How Tapping Trees Works
Before you decide to tap a specific tree, it is good to understand why tapping trees works.
In tapping trees, we are collecting the tree’s sap.
Now, the sap of the tree is responsible for transporting necessary mineral nutrients and sugars to the other parts of the tree.
The tree sap is mostly made up of water, which gives it the ability to maintain turgor pressure.
There are two forms of sap–one coming from the roots up, and the other coming from the leaves down.
The first one is a watery sap, as this happens when the tree pulls water from the soil through the roots, as it needs to get mineral nutrients.
The latter, however, is sugary, as it has processed its food through photosynthesis.
When to Tap Trees
With this in mind, the best time to tap trees is during the cold season.
Sugaring season starts once the temperature at night is below freezing, and the daytime temperature are above the 40s.
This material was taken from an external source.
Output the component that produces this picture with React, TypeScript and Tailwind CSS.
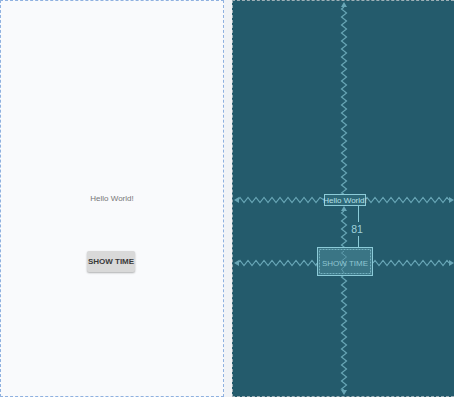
import React from "react";

// zigzag "spring" used by the blueprint for centred constraints
function zigH(x1: number, x2: number, y: number, step = 4, amp = 2.5) {
  let d = `M${x1} ${y}`;
  let up = true;
  for (let x = x1 + step / 2; x < x2; x += step) {
    d += ` L${x.toFixed(1)} ${up ? y - amp : y + amp}`;
    up = !up;
  }
  d += ` L${x2} ${y}`;
  return d;
}

function zigV(y1: number, y2: number, x: number, step = 4, amp = 2.5) {
  let d = `M${x} ${y1}`;
  let left = true;
  for (let y = y1 + step / 2; y < y2; y += step) {
    d += ` L${left ? x - amp : x + amp} ${y.toFixed(1)}`;
    left = !left;
  }
  d += ` L${x} ${y2}`;
  return d;
}

const spring = "#68a6b6";
const box = "#8ccbd8";

function Blueprint() {
  return (
    <svg
      className="absolute inset-0"
      width="221"
      height="396"
      viewBox="0 0 221 396"
      fontFamily="'Liberation Sans', Arial, sans-serif"
    >
      {/* vertical springs */}
      <path d={zigV(6, 193, 111)} fill="none" stroke={spring} strokeWidth="1.2" />
      <path d="M111 1 L108 6 L114 6 Z" fill={spring} />
      <path d={zigV(210, 389, 111)} fill="none" stroke={spring} strokeWidth="1.2" />
      <path d="M111 205 L108 210 L114 210 Z" fill={spring} />
      <path d="M111 394 L108 389 L114 389 Z" fill={spring} />

      {/* horizontal springs - hello */}
      <path d={zigH(5, 91, 199)} fill="none" stroke={spring} strokeWidth="1.2" />
      <path d="M1 199 L6 196 L6 202 Z" fill={spring} />
      <path d={zigH(132, 216, 199)} fill="none" stroke={spring} strokeWidth="1.2" />
      <path d="M221 199 L216 196 L216 202 Z" fill={spring} />

      {/* horizontal springs - button */}
      <path d={zigH(5, 84, 262)} fill="none" stroke={spring} strokeWidth="1.2" />
      <path d="M1 262 L6 259 L6 265 Z" fill={spring} />
      <path d={zigH(140, 216, 262)} fill="none" stroke={spring} strokeWidth="1.2" />
      <path d="M221 262 L216 259 L216 265 Z" fill={spring} />

      {/* hello world box */}
      <rect x="91.5" y="193.5" width="41" height="11" fill="#2e6878" stroke={box} strokeWidth="1" />
      <text x="112" y="202.3" fontSize="8" fill="#b4e0e8" textAnchor="middle">
        Hello World!
      </text>

      {/* margin indicator */}
      <line x1="125.5" y1="205" x2="125.5" y2="221" stroke={box} strokeWidth="1" />
      <line x1="125.5" y1="235" x2="125.5" y2="247" stroke={box} strokeWidth="1" />
      <text x="124" y="232" fontSize="10.5" fill="#9fd0da" textAnchor="middle">
        81
      </text>

      {/* button box */}
      <rect x="84.5" y="246.5" width="55" height="28" fill="#3a7585" stroke={box} strokeWidth="1" />
      <rect
        x="86.5"
        y="248.5"
        width="51"
        height="24"
        fill="none"
        stroke={box}
        strokeWidth="1"
        strokeDasharray="2 1"
        opacity="0.7"
      />
      <path d={zigV(250, 272, 111)} fill="none" stroke={spring} strokeWidth="1" opacity="0.8" />
      <text x="112" y="265" fontSize="8" fill="#8ec5d1" textAnchor="middle">
        SHOW TIME
      </text>
    </svg>
  );
}

export default function App() {
  return (
    <div
      className="flex h-[397px] w-[454px] bg-[#f1f3f6]"
      style={{ fontFamily: "'Liberation Sans', Arial, sans-serif" }}
    >
      <div className="flex h-full w-[224px] flex-col items-center border border-dashed border-[#8fb1e0] bg-[#f9fafc]">
        <p className="mt-[192px] text-[8px] leading-[12px] text-[#777]">Hello World!</p>
        <button
          type="button"
          className="ml-[-2px] mt-[46px] flex h-[21px] w-[48px] items-center justify-center rounded-[2px] bg-[#d9d9d9] text-[8px] font-bold text-[#3a3a3a] shadow-[0_1px_2px_rgba(0,0,0,0.3)]"
        >
          SHOW TIME
        </button>
      </div>
      <div className="ml-[8px] h-full flex-1 border-l border-t border-b border-dashed border-[#9fb0b7] bg-[#245b6c]">
        <div className="relative h-full w-full">
          <Blueprint />
        </div>
      </div>
    </div>
  );
}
This also happens to be the best time to pierce a tree’s bark because the end of sugaring season signals the beginning of the growing season and the tree will heal itself nicely.
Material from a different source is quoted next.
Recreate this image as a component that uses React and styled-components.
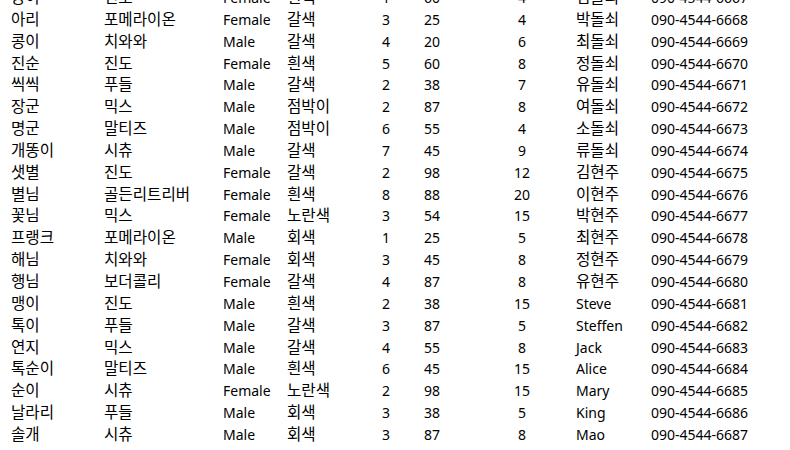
import React from "react";
import styled, { createGlobalStyle } from "styled-components";

const Global = createGlobalStyle`
  html, body { margin: 0; padding: 0; background: #fff; }
  body { overflow: hidden; }
`;

const Viewport = styled.div`
  width: 790px;
  height: 450px;
  overflow: hidden;
`;

const Table = styled.table`
  margin-top: -13px;
  margin-left: 11px;
  border-collapse: collapse;
  table-layout: fixed;
  font-family: "Noto Sans", "Noto Sans CJK KR", sans-serif;
  font-size: 14px;
  color: #000;
`;

const Col = styled.col`
  width: ${(p) => p.$w}px;
`;

const Cell = styled.td`
  height: 21.85px;
  padding: 0 0 0 ${(p) => p.$pad || 0}px;
  line-height: 21.85px;
  white-space: nowrap;
  text-align: ${(p) => p.$align || "left"};
  vertical-align: middle;
  font-size: ${(p) => (p.$ko ? "15.6px" : "14px")};
`;

const rows = [
  ["몽이", "진도", "Female", "흰색", 1, 60, 4, "김돌쇠", "090-4544-6667"],
  ["아리", "포메라이온", "Female", "갈색", 3, 25, 4, "박돌쇠", "090-4544-6668"],
  ["콩이", "치와와", "Male", "갈색", 4, 20, 6, "최돌쇠", "090-4544-6669"],
  ["진순", "진도", "Female", "흰색", 5, 60, 8, "정돌쇠", "090-4544-6670"],
  ["씩씩", "푸들", "Male", "갈색", 2, 38, 7, "유돌쇠", "090-4544-6671"],
  ["장군", "믹스", "Male", "점박이", 2, 87, 8, "여돌쇠", "090-4544-6672"],
  ["명군", "말티즈", "Male", "점박이", 6, 55, 4, "소돌쇠", "090-4544-6673"],
  ["개똥이", "시츄", "Male", "갈색", 7, 45, 9, "류돌쇠", "090-4544-6674"],
  ["샛별", "진도", "Female", "갈색", 2, 98, 12, "김현주", "090-4544-6675"],
  ["별님", "골든리트리버", "Female", "흰색", 8, 88, 20, "이현주", "090-4544-6676"],
  ["꽃님", "믹스", "Female", "노란색", 3, 54, 15, "박현주", "090-4544-6677"],
  ["프랭크", "포메라이온", "Male", "회색", 1, 25, 5, "최현주", "090-4544-6678"],
  ["해님", "치와와", "Female", "회색", 3, 45, 8, "정현주", "090-4544-6679"],
  ["행님", "보더콜리", "Female", "갈색", 4, 87, 8, "유현주", "090-4544-6680"],
  ["맹이", "진도", "Male", "흰색", 2, 38, 15, "Steve", "090-4544-6681"],
  ["톡이", "푸들", "Male", "갈색", 3, 87, 5, "Steffen", "090-4544-6682"],
  ["연지", "믹스", "Male", "갈색", 4, 55, 8, "Jack", "090-4544-6683"],
  ["톡순이", "말티즈", "Male", "흰색", 6, 45, 15, "Alice", "090-4544-6684"],
  ["순이", "시츄", "Female", "노란색", 2, 98, 15, "Mary", "090-4544-6685"],
  ["날라리", "푸들", "Male", "회색", 3, 38, 5, "King", "090-4544-6686"],
  ["솔개", "시츄", "Male", "회색", 3, 87, 8, "Mao", "090-4544-6687"],
];

const widths = [93, 119, 64, 95, 42, 56, 84, 87, 120];
const isKo = (v) => /[\uac00-\ud7a3]/.test(String(v));

export default function App() {
  return (
    <Viewport>
      <Global />
      <Table>
        <colgroup>
          {widths.map((w, i) => (
            <Col key={i} $w={w} />
          ))}
        </colgroup>
        <tbody>
          {rows.map((r, i) => (
            <tr key={i}>
              <Cell $ko={isKo(r[0])}>{r[0]}</Cell>
              <Cell $ko={isKo(r[1])}>{r[1]}</Cell>
              <Cell>{r[2]}</Cell>
              <Cell $ko={isKo(r[3])}>{r[3]}</Cell>
              <Cell>{r[4]}</Cell>
              <Cell>{r[5]}</Cell>
              <Cell $align="center">{r[6]}</Cell>
              <Cell $pad={12} $ko={isKo(r[7])}>{r[7]}</Cell>
              <Cell>{r[8]}</Cell>
            </tr>
          ))}
        </tbody>
      </Table>
    </Viewport>
  );
}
Sugaring season can also last 4-6 weeks depending on your weather, so be prepared for the long haul.
The first step is to find a good spot to pierce through.
A good way is to spot huge roots. Where huge roots are, there lies a great flow of sap.
If there are no huge roots visible, find where most of your strong branches are.
That side of the trunk is where most of the sap passes.
After finding a good spot, use your drill bit to drill a hole to your trunk.
You can poke a hole that’s 2 inches deep for a trunk with a diameter of at least 10 inches.
Certain trees have a diameter of 18 inches and 25 inches, and these trees can stand 2 and 3 taps respectively.
Drill a hole around 2 to 4 inches above the ground if you’re using plastic taps and hoses, making sure that you have tilted your drill at around a 5-degree angle upwards.
Once you have drilled a hole, quickly place your tap, and tap it in using the hammer.
Don’t drive it in too deep so you can easily untuck it once you decide to stop tapping.
If you are using stainless steel, hang the steel bucket using your hooks and cover it with the lid to avoid unwanted objects to get into your bucket.
For the plastic containers, insert the spile to your hose and place your plastic gallon on the ground.
You can tie a rope around your gallon to make sure it doesn’t tilt or spill.
At the beginning of the season, check the sap every day.
Depending on your trees, the weather and your equipment you may need to harvest the sap daily or every few days.
You be the judge.
You can choose to transfer the sap to another container or switch to another bucket or jug.
But, if you are using plastic gallons, it is better that you use another jug.
This way, it’s easier and makes the job faster.
Place your sap in the fridge and keep it there until you’re ready to turn it into sweet syrup.
Sap consists mostly of water, so you have to heat it to let the water evaporate.
Large operations or old-timey places have what they call a “sugar shack” where they heat the syrup in large vats over wood fire.
The fire much be tended and the sap carefully watched to prevent burning, but the smell is just to die for!
I cook mine down in my instantpot. It’s a little more forgiving, but still needs to be watched closely.
Or if you don’t have maple trees, check out my friend’s post on how to make maple syrup without a tree!
Wisdom from Old-Timers
- Tap the South side of a tree
- Tap under a large branch
- Tap over a large root
- Drill the hole will one in and out motion
- Drill the hole 1 1/2-2″ deep
- Stop hammering in the tap with the sound of the hammer changes
Now that you had a glimpse of how you can tap trees to collect their sap and turn it into syrup, you are good to go!
Have fun tapping trees and happy homesteading!